The newly joined panel is then affixed to the appropriate building structural elements by clips 30 and screws 32. As indicated in FIGS. 4 and 5, insulation I can be positioned behind each panel as suitable. Insulation can be blanket, batt, or the like. Furthermore, gypsum wall board, insulation boards, and/or liners can be used in conjunction with the panels as suitable. Suitable molding, such as winged molding and/or "T" molding can also be used, if desired.
The panels 10 and/or 12 can also be used to retrofit existing buildings, and the elements and steps necessary to perform such retrofit will be evident to those skilled in the art from the teaching of the present disclosure. For this reason, details of such retrofit will not be herein presented.
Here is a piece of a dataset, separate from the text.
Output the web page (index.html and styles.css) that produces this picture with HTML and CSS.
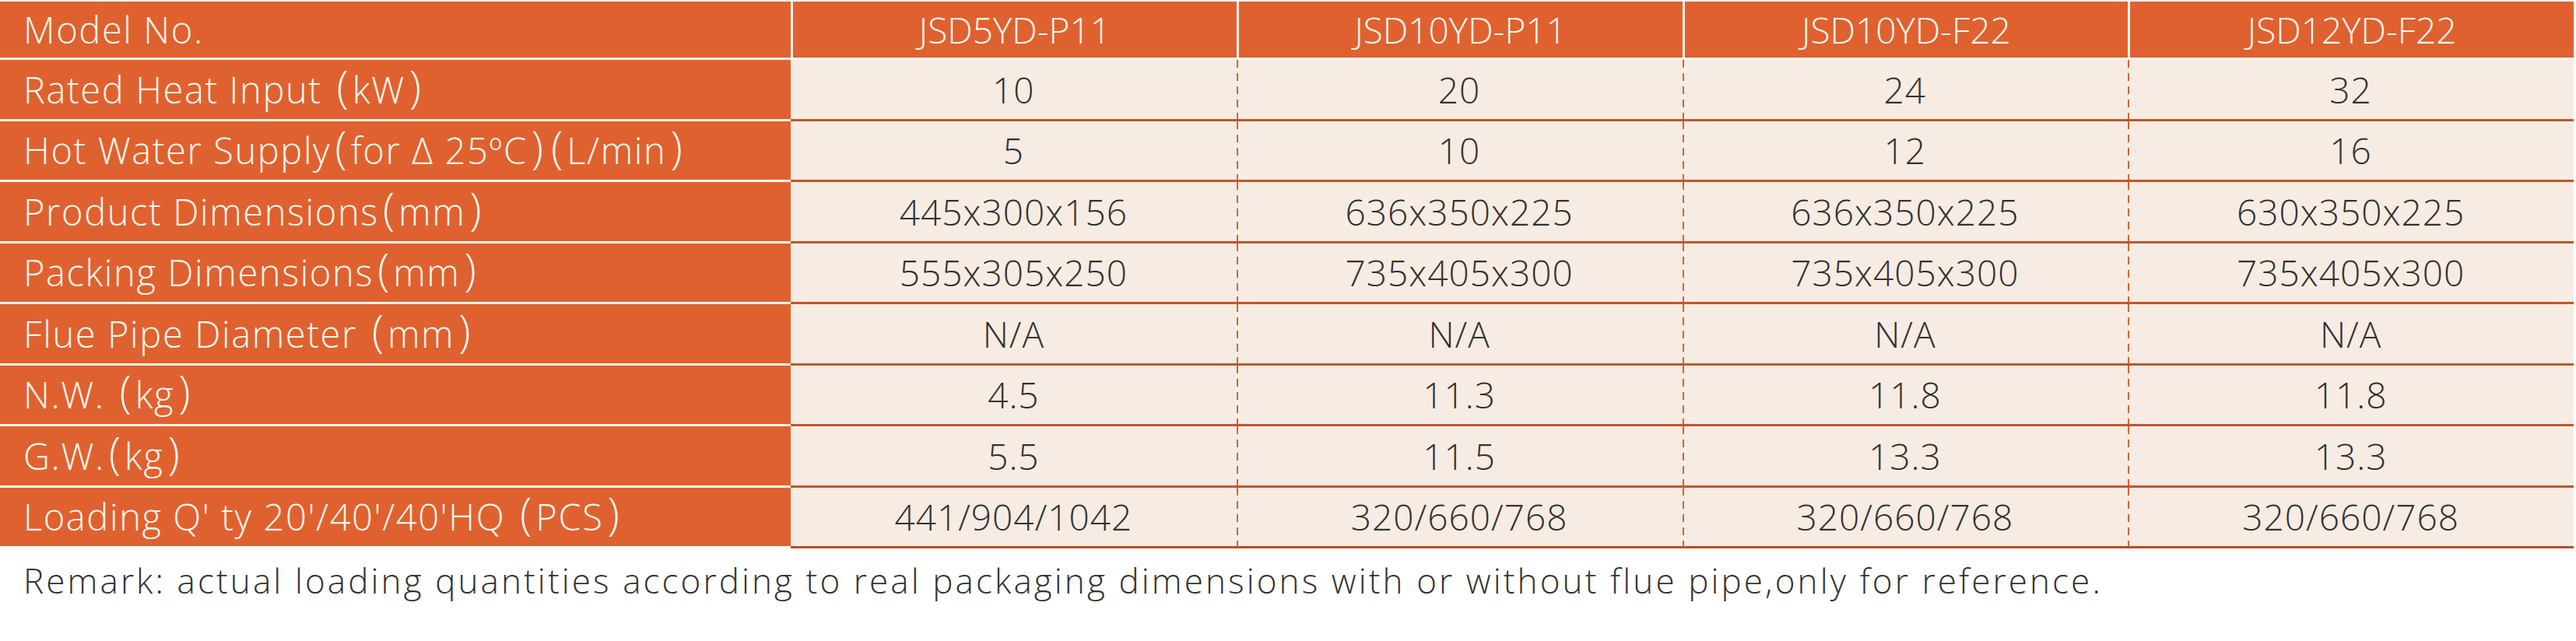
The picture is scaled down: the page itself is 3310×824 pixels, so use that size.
FILE: index.html
```html
<!DOCTYPE html>
<html lang="en">
<head>
<meta charset="utf-8">
<title>Specifications</title>
<link rel="stylesheet" href="styles.css">
</head>
<body>
<div class="spec">
  <div class="row head">
    <div class="cell label"><span class="t">Model No.</span></div>
    <div class="cell val">JSD5YD-P11</div>
    <div class="cell val">JSD10YD-P11</div>
    <div class="cell val">JSD10YD-F22</div>
    <div class="cell val">JSD12YD-F22</div>
  </div>
  <div class="row body first">
    <div class="cell label"><span class="t">Rated Heat Input <span class="p">(</span>kW<span class="p">)</span></span></div>
    <div class="cell val">10</div>
    <div class="cell val">20</div>
    <div class="cell val">24</div>
    <div class="cell val">32</div>
  </div>
  <div class="row body">
    <div class="cell label"><span class="t">Hot Water Supply<span class="p">(</span>for Δ 25ºC<span class="p">)</span><span class="p">(</span>L/min<span class="p">)</span></span></div>
    <div class="cell val">5</div>
    <div class="cell val">10</div>
    <div class="cell val">12</div>
    <div class="cell val">16</div>
  </div>
  <div class="row body">
    <div class="cell label"><span class="t">Product Dimensions<span class="p">(</span>mm<span class="p">)</span></span></div>
    <div class="cell val">445x300x156</div>
    <div class="cell val">636x350x225</div>
    <div class="cell val">636x350x225</div>
    <div class="cell val">630x350x225</div>
  </div>
  <div class="row body">
    <div class="cell label"><span class="t">Packing Dimensions<span class="p">(</span>mm<span class="p">)</span></span></div>
    <div class="cell val">555x305x250</div>
    <div class="cell val">735x405x300</div>
    <div class="cell val">735x405x300</div>
    <div class="cell val">735x405x300</div>
  </div>
  <div class="row body">
    <div class="cell label"><span class="t">Flue Pipe Diameter <span class="p">(</span>mm<span class="p">)</span></span></div>
    <div class="cell val">N/A</div>
    <div class="cell val">N/A</div>
    <div class="cell val">N/A</div>
    <div class="cell val">N/A</div>
  </div>
  <div class="row body">
    <div class="cell label"><span class="t">N.W. <span class="p">(</span>kg<span class="p">)</span></span></div>
    <div class="cell val">4.5</div>
    <div class="cell val">11.3</div>
    <div class="cell val">11.8</div>
    <div class="cell val">11.8</div>
  </div>
  <div class="row body">
    <div class="cell label"><span class="t">G.W.<span class="p">(</span>kg<span class="p">)</span></span></div>
    <div class="cell val">5.5</div>
    <div class="cell val">11.5</div>
    <div class="cell val">13.3</div>
    <div class="cell val">13.3</div>
  </div>
  <div class="row body last">
    <div class="cell label"><span class="t">Loading Q' ty 20'/40'/40'HQ <span class="p">(</span>PCS<span class="p">)</span></span></div>
    <div class="cell val">441/904/1042</div>
    <div class="cell val">320/660/768</div>
    <div class="cell val">320/660/768</div>
    <div class="cell val">320/660/768</div>
  </div>
</div>
<p class="remark">Remark: actual loading quantities according to real packaging dimensions with or without flue pipe,only for reference.</p>
</body>
</html>
```
FILE: styles.css
```css
html, body {
  margin: 0;
  padding: 0;
  background: #ffffff;
}
body {
  font-family: "Open Sans", "Noto Sans CJK SC", sans-serif;
  font-weight: 300;
}
.spec {
  width: 3307px;
  padding-top: 2px;
  display: flex;
  flex-direction: column;
}
.row {
  display: grid;
  grid-template-columns: 1016px repeat(4, 1fr);
}
.cell {
  display: flex;
  align-items: center;
  font-size: 46px;
  white-space: nowrap;
}
.label {
  background: #df6130;
  color: #fff8ec;
  padding-left: 30px;
  font-size: 47px;
  letter-spacing: 1.6px;
}
.t {
  white-space: pre;
}
.p {
  display: inline-block;
  font-size: 1.2em;
  line-height: 1;
  margin: 0 5px;
  letter-spacing: 0;
  position: relative;
  top: -1px;
}
.val {
  justify-content: center;
  color: #323232;
  letter-spacing: 1px;
}
.head {
  height: 72px;
  border-bottom: 3px solid #fbf4ec;
}
.head .cell {
  background: #df6130;
  color: #fff8ec;
}
.head .val {
  border-left: 3px solid #fbf4ec;
  letter-spacing: 0;
}
.body .cell {
  box-sizing: content-box;
  height: 75.5px;
}
.body .val {
  background: #f6ece3;
}
.body .val + .val {
  background-image: repeating-linear-gradient(to bottom, #d9642f 0 10px, transparent 10px 17px);
  background-size: 2px 100%;
  background-repeat: no-repeat;
  background-position: left top;
}
.body:not(.first) .label {
  border-top: 3px solid #fbf4ec;
}
.body:not(.first) .val {
  border-top: 3px solid #c3552c;
}
.last .val {
  border-bottom: 3px solid #b54e2a;
}
.last .label {
  border-bottom: 3px solid #ffffff;
}
.remark {
  margin: 11px 0 0 30px;
  font-size: 44px;
  letter-spacing: 3.1px;
  color: #333333;
  white-space: nowrap;
}
```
As this invention may be embodied in several forms without departing from the spirit or essential characteristics thereof, the present embodiment is, therefore, illustrative and not restrictive, since the scope of the invention is defined by the appended claims rather than by the description preceding them, and all changes that fall within the metes and bounds of the claims or that form their functional as well as conjointly cooperative equivalents are, therefore, intended to be embraced by those claims.